> What you should do:
Only the number is needed: how many lines contain the word "React"?

- - - - - - -

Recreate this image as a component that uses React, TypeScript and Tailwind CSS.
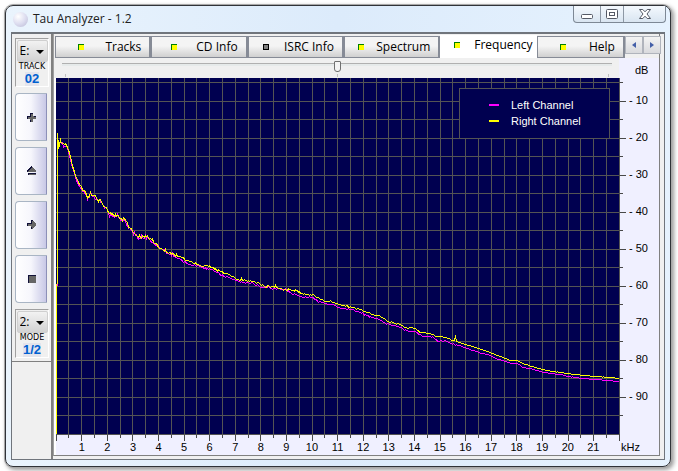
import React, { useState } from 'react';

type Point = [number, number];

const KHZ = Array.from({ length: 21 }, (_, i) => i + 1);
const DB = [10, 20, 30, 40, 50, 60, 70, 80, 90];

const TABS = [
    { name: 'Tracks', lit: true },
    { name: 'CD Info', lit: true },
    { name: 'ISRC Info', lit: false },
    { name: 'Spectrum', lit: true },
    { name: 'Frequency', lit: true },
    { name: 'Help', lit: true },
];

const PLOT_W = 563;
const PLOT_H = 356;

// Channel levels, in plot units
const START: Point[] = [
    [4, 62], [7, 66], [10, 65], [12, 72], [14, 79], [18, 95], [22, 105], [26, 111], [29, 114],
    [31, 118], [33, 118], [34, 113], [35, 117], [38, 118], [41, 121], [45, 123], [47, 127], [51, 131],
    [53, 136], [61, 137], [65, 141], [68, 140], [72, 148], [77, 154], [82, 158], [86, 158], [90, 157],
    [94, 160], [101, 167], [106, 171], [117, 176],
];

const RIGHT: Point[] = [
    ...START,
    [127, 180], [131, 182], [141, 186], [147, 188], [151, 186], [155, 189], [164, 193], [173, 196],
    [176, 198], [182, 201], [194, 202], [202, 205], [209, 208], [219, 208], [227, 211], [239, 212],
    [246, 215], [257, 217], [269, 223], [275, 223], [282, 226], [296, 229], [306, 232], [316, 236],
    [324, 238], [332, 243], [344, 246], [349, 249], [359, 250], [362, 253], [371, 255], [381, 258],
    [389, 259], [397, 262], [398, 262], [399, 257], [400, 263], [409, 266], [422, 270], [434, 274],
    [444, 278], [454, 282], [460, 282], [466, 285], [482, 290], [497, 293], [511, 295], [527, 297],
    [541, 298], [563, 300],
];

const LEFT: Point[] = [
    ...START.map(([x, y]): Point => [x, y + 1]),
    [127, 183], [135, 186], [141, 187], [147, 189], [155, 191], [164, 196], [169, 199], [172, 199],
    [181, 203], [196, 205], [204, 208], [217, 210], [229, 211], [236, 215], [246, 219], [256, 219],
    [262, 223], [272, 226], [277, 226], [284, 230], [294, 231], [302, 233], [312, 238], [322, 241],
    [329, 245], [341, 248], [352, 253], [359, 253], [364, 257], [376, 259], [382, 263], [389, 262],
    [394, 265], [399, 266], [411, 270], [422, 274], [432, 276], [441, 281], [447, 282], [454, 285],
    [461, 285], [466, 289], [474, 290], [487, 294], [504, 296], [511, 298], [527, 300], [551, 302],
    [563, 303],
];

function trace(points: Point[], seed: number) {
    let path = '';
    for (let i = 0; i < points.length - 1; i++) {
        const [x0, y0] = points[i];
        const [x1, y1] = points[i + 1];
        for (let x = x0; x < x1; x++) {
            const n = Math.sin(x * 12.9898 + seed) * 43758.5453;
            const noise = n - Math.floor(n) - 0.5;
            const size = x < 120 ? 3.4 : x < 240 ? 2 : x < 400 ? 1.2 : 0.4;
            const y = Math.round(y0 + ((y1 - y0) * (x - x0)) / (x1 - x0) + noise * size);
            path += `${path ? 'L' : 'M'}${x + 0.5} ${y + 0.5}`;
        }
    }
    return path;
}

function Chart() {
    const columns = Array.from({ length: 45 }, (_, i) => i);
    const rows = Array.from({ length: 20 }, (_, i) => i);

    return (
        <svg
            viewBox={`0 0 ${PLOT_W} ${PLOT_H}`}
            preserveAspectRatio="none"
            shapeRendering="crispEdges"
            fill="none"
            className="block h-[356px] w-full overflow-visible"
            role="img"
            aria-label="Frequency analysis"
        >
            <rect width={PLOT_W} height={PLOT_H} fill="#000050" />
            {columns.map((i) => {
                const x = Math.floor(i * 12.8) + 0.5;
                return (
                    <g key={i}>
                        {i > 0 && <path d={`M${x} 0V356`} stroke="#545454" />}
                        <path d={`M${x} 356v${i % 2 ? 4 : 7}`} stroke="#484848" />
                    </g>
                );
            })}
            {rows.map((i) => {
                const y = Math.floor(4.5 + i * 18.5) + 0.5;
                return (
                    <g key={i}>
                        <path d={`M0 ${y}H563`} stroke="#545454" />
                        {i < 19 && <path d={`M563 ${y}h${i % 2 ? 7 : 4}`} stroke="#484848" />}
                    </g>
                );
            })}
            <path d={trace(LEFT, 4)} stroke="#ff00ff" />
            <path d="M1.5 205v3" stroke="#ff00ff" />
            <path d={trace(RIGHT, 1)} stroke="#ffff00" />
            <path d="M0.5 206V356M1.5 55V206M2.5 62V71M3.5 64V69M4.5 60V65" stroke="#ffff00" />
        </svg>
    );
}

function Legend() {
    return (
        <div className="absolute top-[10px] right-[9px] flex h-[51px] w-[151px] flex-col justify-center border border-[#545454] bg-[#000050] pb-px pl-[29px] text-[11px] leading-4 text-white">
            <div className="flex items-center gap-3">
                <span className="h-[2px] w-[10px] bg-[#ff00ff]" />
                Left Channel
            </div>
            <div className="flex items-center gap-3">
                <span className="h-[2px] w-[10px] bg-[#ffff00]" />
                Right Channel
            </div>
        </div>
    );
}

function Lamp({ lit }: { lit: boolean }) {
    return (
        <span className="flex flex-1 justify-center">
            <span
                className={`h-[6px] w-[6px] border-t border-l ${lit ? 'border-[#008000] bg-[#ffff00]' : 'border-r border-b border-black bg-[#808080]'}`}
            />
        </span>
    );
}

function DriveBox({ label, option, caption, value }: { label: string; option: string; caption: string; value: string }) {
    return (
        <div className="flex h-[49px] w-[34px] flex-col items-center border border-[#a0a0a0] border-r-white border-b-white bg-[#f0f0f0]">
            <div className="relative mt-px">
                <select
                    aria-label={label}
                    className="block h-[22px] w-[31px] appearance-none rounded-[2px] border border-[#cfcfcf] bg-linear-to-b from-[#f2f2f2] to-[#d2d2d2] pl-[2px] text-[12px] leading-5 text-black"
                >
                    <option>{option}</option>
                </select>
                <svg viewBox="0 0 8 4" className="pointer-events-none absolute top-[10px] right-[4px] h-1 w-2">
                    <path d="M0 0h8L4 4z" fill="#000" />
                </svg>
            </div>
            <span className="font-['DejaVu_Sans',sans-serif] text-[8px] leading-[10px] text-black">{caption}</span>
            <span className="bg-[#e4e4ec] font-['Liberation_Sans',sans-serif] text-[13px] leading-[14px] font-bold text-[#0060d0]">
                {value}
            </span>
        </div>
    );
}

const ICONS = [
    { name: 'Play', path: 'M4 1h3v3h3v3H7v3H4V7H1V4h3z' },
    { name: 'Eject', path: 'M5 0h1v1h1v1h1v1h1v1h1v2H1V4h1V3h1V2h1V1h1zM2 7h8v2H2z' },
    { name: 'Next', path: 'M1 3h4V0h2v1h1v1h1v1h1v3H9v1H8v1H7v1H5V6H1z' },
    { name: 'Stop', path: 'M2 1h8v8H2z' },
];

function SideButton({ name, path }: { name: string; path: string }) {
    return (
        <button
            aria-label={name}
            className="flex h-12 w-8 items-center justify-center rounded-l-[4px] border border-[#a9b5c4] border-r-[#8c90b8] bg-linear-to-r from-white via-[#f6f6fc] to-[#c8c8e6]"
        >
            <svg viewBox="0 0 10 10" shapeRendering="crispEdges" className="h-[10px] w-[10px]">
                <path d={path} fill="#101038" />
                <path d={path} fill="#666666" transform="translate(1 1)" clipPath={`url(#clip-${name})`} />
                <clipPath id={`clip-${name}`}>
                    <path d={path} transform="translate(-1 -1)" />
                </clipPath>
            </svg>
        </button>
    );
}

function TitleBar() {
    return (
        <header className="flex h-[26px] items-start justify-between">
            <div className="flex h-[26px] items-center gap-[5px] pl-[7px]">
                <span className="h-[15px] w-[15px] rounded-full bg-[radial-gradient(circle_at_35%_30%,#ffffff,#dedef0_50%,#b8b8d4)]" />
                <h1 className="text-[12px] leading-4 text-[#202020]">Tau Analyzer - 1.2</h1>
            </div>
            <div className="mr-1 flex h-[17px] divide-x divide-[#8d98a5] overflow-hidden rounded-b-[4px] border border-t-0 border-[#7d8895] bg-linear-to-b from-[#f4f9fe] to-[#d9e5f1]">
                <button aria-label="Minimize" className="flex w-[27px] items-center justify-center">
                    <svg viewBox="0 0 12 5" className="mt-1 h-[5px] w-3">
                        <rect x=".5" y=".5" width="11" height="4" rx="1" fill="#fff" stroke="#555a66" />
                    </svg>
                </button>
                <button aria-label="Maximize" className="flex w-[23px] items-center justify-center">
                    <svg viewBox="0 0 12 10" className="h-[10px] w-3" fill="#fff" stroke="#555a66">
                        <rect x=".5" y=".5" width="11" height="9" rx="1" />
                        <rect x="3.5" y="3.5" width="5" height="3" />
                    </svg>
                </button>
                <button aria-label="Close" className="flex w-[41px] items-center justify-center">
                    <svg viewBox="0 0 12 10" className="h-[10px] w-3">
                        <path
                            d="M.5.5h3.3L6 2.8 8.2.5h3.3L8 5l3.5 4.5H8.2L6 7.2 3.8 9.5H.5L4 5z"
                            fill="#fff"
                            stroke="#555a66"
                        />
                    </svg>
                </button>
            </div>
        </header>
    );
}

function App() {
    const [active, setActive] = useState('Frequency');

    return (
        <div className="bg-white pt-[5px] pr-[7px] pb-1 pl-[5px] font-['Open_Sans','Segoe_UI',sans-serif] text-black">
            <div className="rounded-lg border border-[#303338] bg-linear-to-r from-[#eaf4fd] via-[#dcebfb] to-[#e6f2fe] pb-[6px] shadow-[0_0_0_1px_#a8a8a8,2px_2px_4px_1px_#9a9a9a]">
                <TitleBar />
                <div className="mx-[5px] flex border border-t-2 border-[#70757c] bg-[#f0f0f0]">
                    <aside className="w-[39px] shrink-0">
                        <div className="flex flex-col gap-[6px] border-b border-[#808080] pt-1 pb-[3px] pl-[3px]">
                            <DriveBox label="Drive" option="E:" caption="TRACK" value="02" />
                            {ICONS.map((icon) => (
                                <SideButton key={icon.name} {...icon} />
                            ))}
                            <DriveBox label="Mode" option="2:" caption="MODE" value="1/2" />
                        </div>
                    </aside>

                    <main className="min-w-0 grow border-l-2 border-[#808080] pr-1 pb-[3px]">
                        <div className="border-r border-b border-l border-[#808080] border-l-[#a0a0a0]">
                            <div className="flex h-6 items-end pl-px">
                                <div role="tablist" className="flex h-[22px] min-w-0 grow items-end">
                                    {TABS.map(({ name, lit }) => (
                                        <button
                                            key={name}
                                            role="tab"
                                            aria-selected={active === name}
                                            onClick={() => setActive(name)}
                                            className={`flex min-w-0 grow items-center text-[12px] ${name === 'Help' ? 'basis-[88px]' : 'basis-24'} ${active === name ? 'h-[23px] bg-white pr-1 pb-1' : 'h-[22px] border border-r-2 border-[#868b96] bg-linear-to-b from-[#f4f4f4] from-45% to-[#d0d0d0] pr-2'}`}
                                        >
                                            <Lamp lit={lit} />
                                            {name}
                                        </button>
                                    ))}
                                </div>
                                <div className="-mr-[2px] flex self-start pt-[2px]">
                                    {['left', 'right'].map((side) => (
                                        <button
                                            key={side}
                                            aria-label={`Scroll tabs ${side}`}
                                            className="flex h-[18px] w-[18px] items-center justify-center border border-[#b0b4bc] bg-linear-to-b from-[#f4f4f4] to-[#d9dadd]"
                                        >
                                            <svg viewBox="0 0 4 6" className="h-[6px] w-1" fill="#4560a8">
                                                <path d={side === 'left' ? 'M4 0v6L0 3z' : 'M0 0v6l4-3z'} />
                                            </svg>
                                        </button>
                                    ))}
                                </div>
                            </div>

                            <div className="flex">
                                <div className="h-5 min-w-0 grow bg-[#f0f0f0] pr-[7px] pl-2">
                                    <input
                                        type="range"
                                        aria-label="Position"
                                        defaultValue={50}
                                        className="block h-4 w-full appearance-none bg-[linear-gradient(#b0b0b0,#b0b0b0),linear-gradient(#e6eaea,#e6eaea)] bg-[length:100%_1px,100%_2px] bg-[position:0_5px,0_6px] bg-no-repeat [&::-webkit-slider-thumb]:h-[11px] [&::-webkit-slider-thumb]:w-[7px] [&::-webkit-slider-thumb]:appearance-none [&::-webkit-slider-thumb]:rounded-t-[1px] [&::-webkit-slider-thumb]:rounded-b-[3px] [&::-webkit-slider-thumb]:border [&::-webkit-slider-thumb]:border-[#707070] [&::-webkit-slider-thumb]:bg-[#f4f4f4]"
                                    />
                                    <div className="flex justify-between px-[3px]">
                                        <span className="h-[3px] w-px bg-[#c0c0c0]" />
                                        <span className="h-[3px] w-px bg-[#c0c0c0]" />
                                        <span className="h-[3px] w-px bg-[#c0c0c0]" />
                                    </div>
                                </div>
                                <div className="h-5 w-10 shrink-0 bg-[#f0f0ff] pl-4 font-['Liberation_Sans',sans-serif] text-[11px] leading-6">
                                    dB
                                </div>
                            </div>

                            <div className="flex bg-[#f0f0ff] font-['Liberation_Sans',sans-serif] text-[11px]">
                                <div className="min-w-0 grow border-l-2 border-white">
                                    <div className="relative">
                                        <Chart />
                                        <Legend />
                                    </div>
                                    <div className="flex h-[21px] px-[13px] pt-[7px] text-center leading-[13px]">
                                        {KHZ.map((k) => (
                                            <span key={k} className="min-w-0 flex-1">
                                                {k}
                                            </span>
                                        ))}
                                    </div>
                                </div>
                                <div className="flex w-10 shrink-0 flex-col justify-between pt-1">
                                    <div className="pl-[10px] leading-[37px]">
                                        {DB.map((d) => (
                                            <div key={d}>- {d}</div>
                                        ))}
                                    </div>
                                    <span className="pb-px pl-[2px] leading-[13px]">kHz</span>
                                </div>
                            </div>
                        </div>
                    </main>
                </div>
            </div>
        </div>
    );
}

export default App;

- - - - - - -

> Result below:
2